-- Start of GIVEN MATERIAL --

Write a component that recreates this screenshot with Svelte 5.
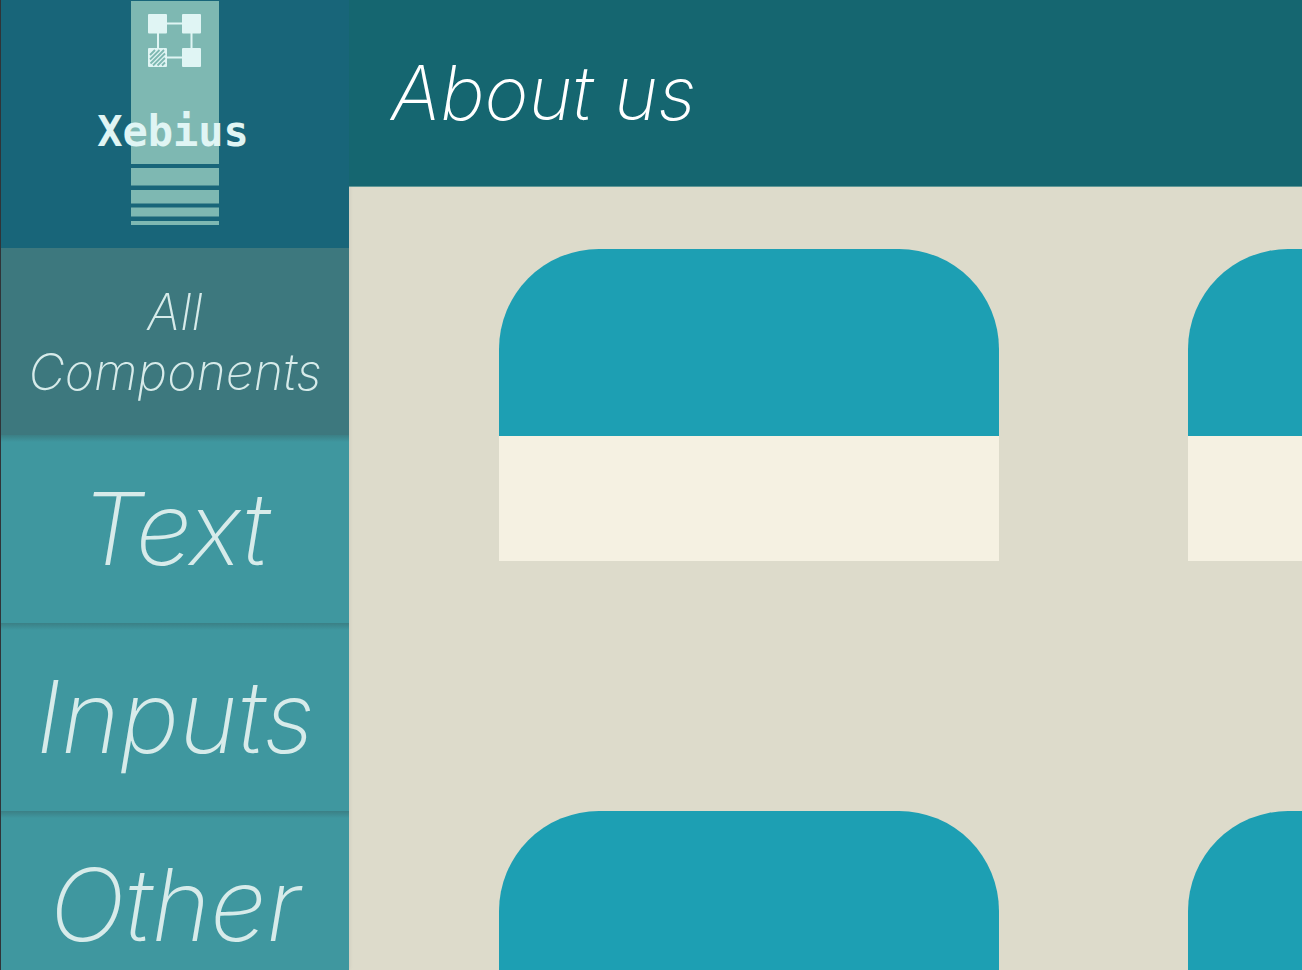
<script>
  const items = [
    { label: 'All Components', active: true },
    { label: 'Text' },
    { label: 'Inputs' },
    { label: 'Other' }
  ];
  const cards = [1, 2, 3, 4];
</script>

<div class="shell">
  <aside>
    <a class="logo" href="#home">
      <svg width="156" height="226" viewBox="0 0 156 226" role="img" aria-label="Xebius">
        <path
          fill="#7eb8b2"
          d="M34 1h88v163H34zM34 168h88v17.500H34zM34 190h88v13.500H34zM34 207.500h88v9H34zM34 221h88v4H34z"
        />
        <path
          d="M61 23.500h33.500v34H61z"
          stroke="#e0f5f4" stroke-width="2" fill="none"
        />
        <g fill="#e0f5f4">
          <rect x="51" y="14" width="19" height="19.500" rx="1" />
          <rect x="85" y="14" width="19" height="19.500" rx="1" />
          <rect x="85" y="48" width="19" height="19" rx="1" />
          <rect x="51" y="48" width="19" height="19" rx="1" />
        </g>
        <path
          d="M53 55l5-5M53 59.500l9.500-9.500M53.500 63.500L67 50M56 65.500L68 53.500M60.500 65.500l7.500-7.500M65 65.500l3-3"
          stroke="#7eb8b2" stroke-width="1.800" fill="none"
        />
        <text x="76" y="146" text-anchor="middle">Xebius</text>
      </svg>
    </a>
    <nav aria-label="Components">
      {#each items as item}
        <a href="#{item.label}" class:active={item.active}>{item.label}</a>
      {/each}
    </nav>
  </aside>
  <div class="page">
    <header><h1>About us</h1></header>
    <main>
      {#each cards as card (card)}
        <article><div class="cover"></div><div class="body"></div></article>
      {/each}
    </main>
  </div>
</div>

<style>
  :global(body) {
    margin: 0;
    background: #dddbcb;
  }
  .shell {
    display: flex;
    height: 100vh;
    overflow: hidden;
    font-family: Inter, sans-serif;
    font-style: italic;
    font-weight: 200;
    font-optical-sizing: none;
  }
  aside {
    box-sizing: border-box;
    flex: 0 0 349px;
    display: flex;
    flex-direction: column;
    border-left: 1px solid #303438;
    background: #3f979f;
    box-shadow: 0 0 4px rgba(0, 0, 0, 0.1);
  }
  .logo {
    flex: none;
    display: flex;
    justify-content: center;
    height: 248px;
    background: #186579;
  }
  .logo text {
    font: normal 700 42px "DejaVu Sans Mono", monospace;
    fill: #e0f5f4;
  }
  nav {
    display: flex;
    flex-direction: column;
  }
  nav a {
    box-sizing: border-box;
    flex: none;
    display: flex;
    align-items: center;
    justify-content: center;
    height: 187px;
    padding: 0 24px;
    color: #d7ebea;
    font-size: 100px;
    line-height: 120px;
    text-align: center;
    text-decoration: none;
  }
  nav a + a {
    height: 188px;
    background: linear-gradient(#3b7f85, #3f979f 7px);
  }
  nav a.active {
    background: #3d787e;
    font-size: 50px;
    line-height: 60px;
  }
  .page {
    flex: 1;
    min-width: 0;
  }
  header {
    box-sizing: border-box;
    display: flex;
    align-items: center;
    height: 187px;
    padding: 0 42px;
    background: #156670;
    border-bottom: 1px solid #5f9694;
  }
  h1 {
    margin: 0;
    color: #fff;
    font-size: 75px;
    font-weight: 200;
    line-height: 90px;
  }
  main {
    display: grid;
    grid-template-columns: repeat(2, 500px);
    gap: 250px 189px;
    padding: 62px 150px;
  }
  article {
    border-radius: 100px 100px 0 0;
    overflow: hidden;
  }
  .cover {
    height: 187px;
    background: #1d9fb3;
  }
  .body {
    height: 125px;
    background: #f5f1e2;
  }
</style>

-- End of GIVEN MATERIAL --

PROBLEM DETAILS> Write the listing above out again exactly, dropping each image.

ANSWER TO THIS TASK>
Write a component that recreates this screenshot with Svelte 5.
<script>
  const items = [
    { label: 'All Components', active: true },
    { label: 'Text' },
    { label: 'Inputs' },
    { label: 'Other' }
  ];
  const cards = [1, 2, 3, 4];
</script>

<div class="shell">
  <aside>
    <a class="logo" href="#home">
      <svg width="156" height="226" viewBox="0 0 156 226" role="img" aria-label="Xebius">
        <path
          fill="#7eb8b2"
          d="M34 1h88v163H34zM34 168h88v17.500H34zM34 190h88v13.500H34zM34 207.500h88v9H34zM34 221h88v4H34z"
        />
        <path
          d="M61 23.500h33.500v34H61z"
          stroke="#e0f5f4" stroke-width="2" fill="none"
        />
        <g fill="#e0f5f4">
          <rect x="51" y="14" width="19" height="19.500" rx="1" />
          <rect x="85" y="14" width="19" height="19.500" rx="1" />
          <rect x="85" y="48" width="19" height="19" rx="1" />
          <rect x="51" y="48" width="19" height="19" rx="1" />
        </g>
        <path
          d="M53 55l5-5M53 59.500l9.500-9.500M53.500 63.500L67 50M56 65.500L68 53.500M60.500 65.500l7.500-7.500M65 65.500l3-3"
          stroke="#7eb8b2" stroke-width="1.800" fill="none"
        />
        <text x="76" y="146" text-anchor="middle">Xebius</text>
      </svg>
    </a>
    <nav aria-label="Components">
      {#each items as item}
        <a href="#{item.label}" class:active={item.active}>{item.label}</a>
      {/each}
    </nav>
  </aside>
  <div class="page">
    <header><h1>About us</h1></header>
    <main>
      {#each cards as card (card)}
        <article><div class="cover"></div><div class="body"></div></article>
      {/each}
    </main>
  </div>
</div>

<style>
  :global(body) {
    margin: 0;
    background: #dddbcb;
  }
  .shell {
    display: flex;
    height: 100vh;
    overflow: hidden;
    font-family: Inter, sans-serif;
    font-style: italic;
    font-weight: 200;
    font-optical-sizing: none;
  }
  aside {
    box-sizing: border-box;
    flex: 0 0 349px;
    display: flex;
    flex-direction: column;
    border-left: 1px solid #303438;
    background: #3f979f;
    box-shadow: 0 0 4px rgba(0, 0, 0, 0.1);
  }
  .logo {
    flex: none;
    display: flex;
    justify-content: center;
    height: 248px;
    background: #186579;
  }
  .logo text {
    font: normal 700 42px "DejaVu Sans Mono", monospace;
    fill: #e0f5f4;
  }
  nav {
    display: flex;
    flex-direction: column;
  }
  nav a {
    box-sizing: border-box;
    flex: none;
    display: flex;
    align-items: center;
    justify-content: center;
    height: 187px;
    padding: 0 24px;
    color: #d7ebea;
    font-size: 100px;
    line-height: 120px;
    text-align: center;
    text-decoration: none;
  }
  nav a + a {
    height: 188px;
    background: linear-gradient(#3b7f85, #3f979f 7px);
  }
  nav a.active {
    background: #3d787e;
    font-size: 50px;
    line-height: 60px;
  }
  .page {
    flex: 1;
    min-width: 0;
  }
  header {
    box-sizing: border-box;
    display: flex;
    align-items: center;
    height: 187px;
    padding: 0 42px;
    background: #156670;
    border-bottom: 1px solid #5f9694;
  }
  h1 {
    margin: 0;
    color: #fff;
    font-size: 75px;
    font-weight: 200;
    line-height: 90px;
  }
  main {
    display: grid;
    grid-template-columns: repeat(2, 500px);
    gap: 250px 189px;
    padding: 62px 150px;
  }
  article {
    border-radius: 100px 100px 0 0;
    overflow: hidden;
  }
  .cover {
    height: 187px;
    background: #1d9fb3;
  }
  .body {
    height: 125px;
    background: #f5f1e2;
  }
</style>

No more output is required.